The Extra Step You Should Take For More Flavorful Enchilada Sauce

Few dishes hit those notes of comfort and flavor quite like enchiladas. The food takes a tender protein, wraps it in a tortilla, and douses it with sauce and cheese — what's not to like? But while a relatively straightforward dish to assemble, it's not without its caveats. Most commonly, it's pitfalls in consistency that are the issue. Whether it is not pre-frying the tortilla, overstuffing, or adding too much sauce, such errors will result in a batch of enchiladas that are not quite it. But another — equally important — element that's not to be overlooked is the sauce. After all, it's the component that ties it all together.

Not quite as bold as salsa, but more aromatic than a pasta sauce, dialing in enchilada sauce takes some practice. So for a more flavorful rendition, focus on the small details — like blooming the spices. Heating the aromatics in oil alongside the tomato sauce will maximize their flavor infusion, creating a delicious result. Let's dive into the details.

Bloom spices for bolder enchilada sauce

When extracting spices, there are a few details to consider. First, make sure to purchase whole and grind yourself. The extra effort to mortar and pestle additions like cumin and oregano will pay dividends in the resultant sauce. The second crucial step is the bloom.

Simply heating the spices in oil at the start of cooking pays a multitude of dividends in the result.

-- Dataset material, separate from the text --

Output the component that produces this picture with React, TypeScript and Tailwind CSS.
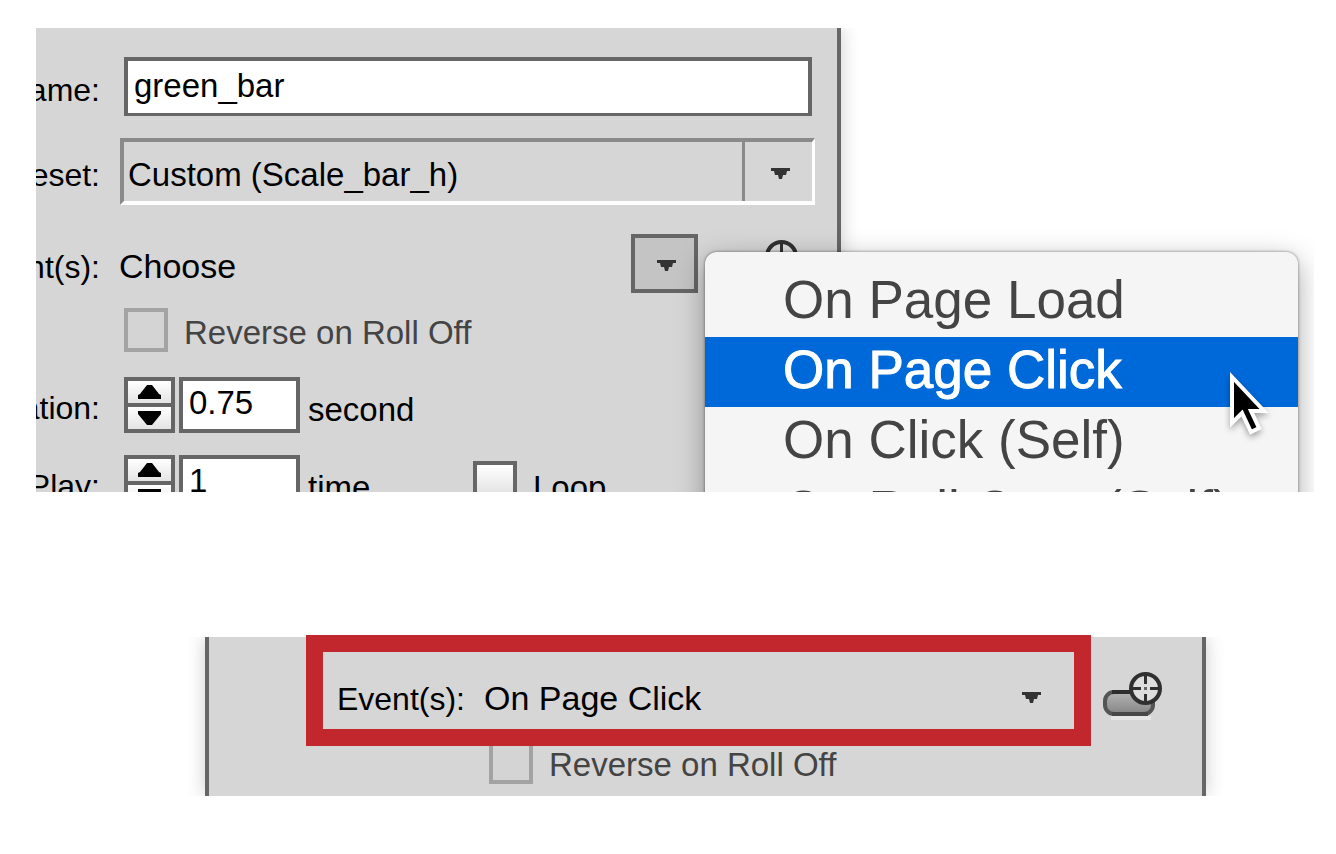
import type { ReactNode } from "react";

const menuItems = [
  "On Page Load",
  "On Page Click",
  "On Click (Self)",
  "On Roll Over (Self)",
];

export default function App() {
  return (
    <main className="bg-white pt-7 pb-14 font-['Liberation_Sans',Arial,sans-serif] text-[33px] leading-9 text-black">
      <section className="relative mr-[22px] ml-9 h-[464px] overflow-hidden">
        <div className="w-[805px] border-r-4 border-[#666] bg-[#d6d6d6] pt-[29px] pr-[22px] shadow-[0_0_18px_rgba(0,0,0,0.2)]">
          <Row label="Name:" id="name" labelWidth="w-16">
            <input
              id="name"
              defaultValue="green_bar"
              className="ml-1.5 h-[59px] min-w-0 flex-1 border-x-4 border-t-4 border-b-3 border-[#666] bg-white pr-2 pb-0.5 pl-1.5 outline-none"
            />
            <span className="w-[3px]" />
          </Row>

          <div className="mt-[22px]">
            <Row label="Preset:" id="preset" labelWidth="w-16">
              <div className="relative ml-0.5 flex flex-1 border-t-4 border-r-3 border-b-4 border-l-4 border-[#8a8a8a] border-r-white border-b-white">
                <select
                  id="preset"
                  className="h-[59px] w-full appearance-none bg-transparent pt-1.5 pl-1 leading-11 outline-none"
                >
                  <option>Custom (Scale_bar_h)</option>
                </select>
                <span className="pointer-events-none absolute inset-y-0 right-0 flex w-[70px] items-center justify-center border-l-3 border-[#8a8a8a]">
                  <ArrowDown />
                </span>
              </div>
            </Row>
          </div>

          <div className="mt-[29px] pr-[17px]">
            <Row label="Event(s):" id="event" labelWidth="w-16">
              <EventSelect id="event" value="Choose" boxed />
              <span className="ml-[41px]">
                <TriggerIcon />
              </span>
            </Row>
          </div>

          <div className="mt-[15px]">
            <ReverseOption id="reverse" indent="pl-[88px]" />
          </div>

          <div className="mt-[25px]">
            <Row label="Duration:" id="duration" labelWidth="w-16">
              <Spinner name="duration" />
              <NumberBox id="duration" value="0.75" />
              <span className="pt-2.5 pl-2">second</span>
            </Row>
          </div>

          <div className="mt-[22px]">
            <Row label="Play:" id="play" labelWidth="w-16">
              <Spinner name="play" />
              <NumberBox id="play" value="1" />
              <span className="w-[173px] pt-2.5 pl-2">time</span>
              <input
                id="loop"
                type="checkbox"
                className="size-11 appearance-none border-4 border-[#666] bg-linear-to-b from-white to-[#dcdcdc]"
              />
              <label htmlFor="loop" className="pt-2.5 pl-4">
                Loop
              </label>
            </Row>
          </div>
        </div>

        <div
          role="menu"
          className="absolute top-56 right-4 left-[669px] rounded-t-xl bg-[#f5f5f5] pt-[15px] shadow-[0_0_3px_rgba(0,0,0,0.5),0_8px_28px_rgba(0,0,0,0.35)]"
        >
          {menuItems.map((item, i) => (
            <button
              key={item}
              role="menuitem"
              className={
                i === 1
                  ? "block h-[70px] w-full bg-[#0069d9] pb-1 pl-[78px] text-left text-[53px] leading-[66px] whitespace-nowrap text-white [-webkit-text-stroke:1px_white]"
                  : "block h-[70px] w-full pb-1 pl-[78px] text-left text-[53px] leading-[66px] whitespace-nowrap text-[#444]"
              }
            >
              {item}
            </button>
          ))}
        </div>

        <Cursor />
      </section>

      <section className="relative mt-[145px] mr-28 ml-[187px]">
        <div className="overflow-hidden px-[18px]">
          <div className="h-[159px] border-x-4 border-[#666] bg-[#d6d6d6] pt-[29px] shadow-[0_0_18px_rgba(0,0,0,0.2)]">
            <div className="pr-10">
              <Row label="Event(s):" id="event-set" labelWidth="w-64">
                <EventSelect id="event-set" value="On Page Click" />
                <span className="ml-10">
                  <TriggerIcon />
                </span>
              </Row>
            </div>
            <div className="mt-[15px]">
              <ReverseOption id="reverse-set" indent="pl-[280px]" />
            </div>
          </div>
        </div>
        {/* callout frame around the event row */}
        <div className="pointer-events-none absolute -top-0.5 right-[133px] left-[119px] h-[111px] border-[17px] border-[#c1272d]" />
      </section>
    </main>
  );
}

function Row({
  label,
  id,
  labelWidth,
  children,
}: {
  label: string;
  id: string;
  labelWidth: string;
  children: ReactNode;
}) {
  return (
    <div className="flex items-center">
      <label
        htmlFor={id}
        className={`mr-[18px] flex shrink-0 justify-end overflow-hidden pt-1.5 text-[32px] whitespace-nowrap ${labelWidth}`}
      >
        {label}
      </label>
      {children}
    </div>
  );
}

function EventSelect({
  id,
  value,
  boxed,
}: {
  id: string;
  value: string;
  boxed?: boolean;
}) {
  return (
    <div className="relative flex flex-1">
      <select
        id={id}
        className="h-[59px] w-full appearance-none bg-transparent pt-1 pl-px text-[34px] leading-11 outline-none"
      >
        <option>{value}</option>
      </select>
      <span
        className={
          boxed
            ? "pointer-events-none absolute inset-y-0 right-0 flex w-[67px] items-center justify-center border-4 border-[#666] bg-[#c4c4c4]"
            : "pointer-events-none absolute inset-y-0 right-0 flex w-[67px] items-center justify-center"
        }
      >
        <ArrowDown />
      </span>
    </div>
  );
}

function ReverseOption({ id, indent }: { id: string; indent: string }) {
  return (
    <div className={`flex items-center text-[#444] ${indent}`}>
      <input
        id={id}
        type="checkbox"
        disabled
        className="size-11 appearance-none border-4 border-[#a3a3a3] bg-[#d4d4d4]"
      />
      <label htmlFor={id} className="pt-1.5 pl-4">
        Reverse on Roll Off
      </label>
    </div>
  );
}

function Spinner({ name }: { name: string }) {
  return (
    <div className="ml-1.5 flex h-14 w-[51px] flex-col border-4 border-[#666]">
      <button
        aria-label={`Increase ${name}`}
        className="flex flex-1 items-center justify-center border-b-4 border-[#666] bg-linear-to-b from-white to-[#e4e4e4]"
      >
        <svg width="23" height="14" viewBox="0 0 23 14">
          <path d="M9 0h5l7 9 2 1v4H0v-4l2-1z" />
        </svg>
      </button>
      <button
        aria-label={`Decrease ${name}`}
        className="flex flex-1 items-center justify-center bg-linear-to-b from-white to-[#e4e4e4]"
      >
        <svg width="23" height="14" viewBox="0 0 23 14">
          <path d="M0 0h23v3l-9 11H9L0 3z" />
        </svg>
      </button>
    </div>
  );
}

function NumberBox({ id, value }: { id: string; value: string }) {
  return (
    <input
      id={id}
      defaultValue={value}
      className="ml-1 h-14 w-[121px] border-4 border-[#666] bg-white pb-1 pl-1.5 outline-none"
    />
  );
}

function ArrowDown() {
  return (
    <svg
      className="mt-1 ml-1"
      width="19"
      height="11"
      viewBox="0 0 19 11"
      fill="#333"
    >
      <path d="M0 0h19v3h-3l-1 4h-3l-1 4H8L7 7H4L3 3H0z" />
    </svg>
  );
}

function TriggerIcon() {
  return (
    <svg width="59" height="48" viewBox="0 0 59 48" fill="none">
      <defs>
        <linearGradient id="pill" x1="0" y1="0" x2="0" y2="1">
          <stop offset="0" stopColor="#b4b4b4" />
          <stop offset="1" stopColor="#858585" />
        </linearGradient>
      </defs>
      <path d="M8 46h40" stroke="#e6e6e6" strokeWidth="4" />
      <rect
        x="2"
        y="20"
        width="48"
        height="22"
        rx="9"
        fill="url(#pill)"
        stroke="#555"
        strokeWidth="4"
      />
      <path d="M9 20h20" stroke="#2e2e2e" strokeWidth="4" />
      <path d="M9 42h36" stroke="#484848" strokeWidth="4" />
      <circle
        cx="42.5"
        cy="16.5"
        r="14.5"
        fill="#dedede"
        stroke="#303030"
        strokeWidth="4"
      />
      <path
        d="M42.5 4v8M42.5 22v8M30 16.5h8M47 16.5h8"
        stroke="#303030"
        strokeWidth="3"
      />
      <path d="M41 16.5h3" stroke="#666" strokeWidth="3" />
    </svg>
  );
}

function Cursor() {
  return (
    <svg
      className="absolute top-[343px] right-[45px] drop-shadow-[0_3px_3px_rgba(0,0,0,0.35)]"
      width="41"
      height="66"
      viewBox="0 0 41 66"
    >
      <path
        d="M4 6v46l10-10 9 19 8-4-8-17h13z"
        stroke="#fff"
        strokeWidth="4"
      />
    </svg>
  );
}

The process releases compounds that will dissolve only through a fat medium. And it'll spread these flavors throughout the sauce, creating an aromatic flavor in every enchilada bite. It's essential the spices are toasted in oil for the technique to work — otherwise, they won't infuse in quite the same fashion.

Remember to pair the spices with the sauce type. A salsa verde doesn't need the same savory backbone as a more robust tomato-based sauce. Once the proper components are nailed down, returning to pre-packaged sauce will be hard; the aromatic flavors aren't the same.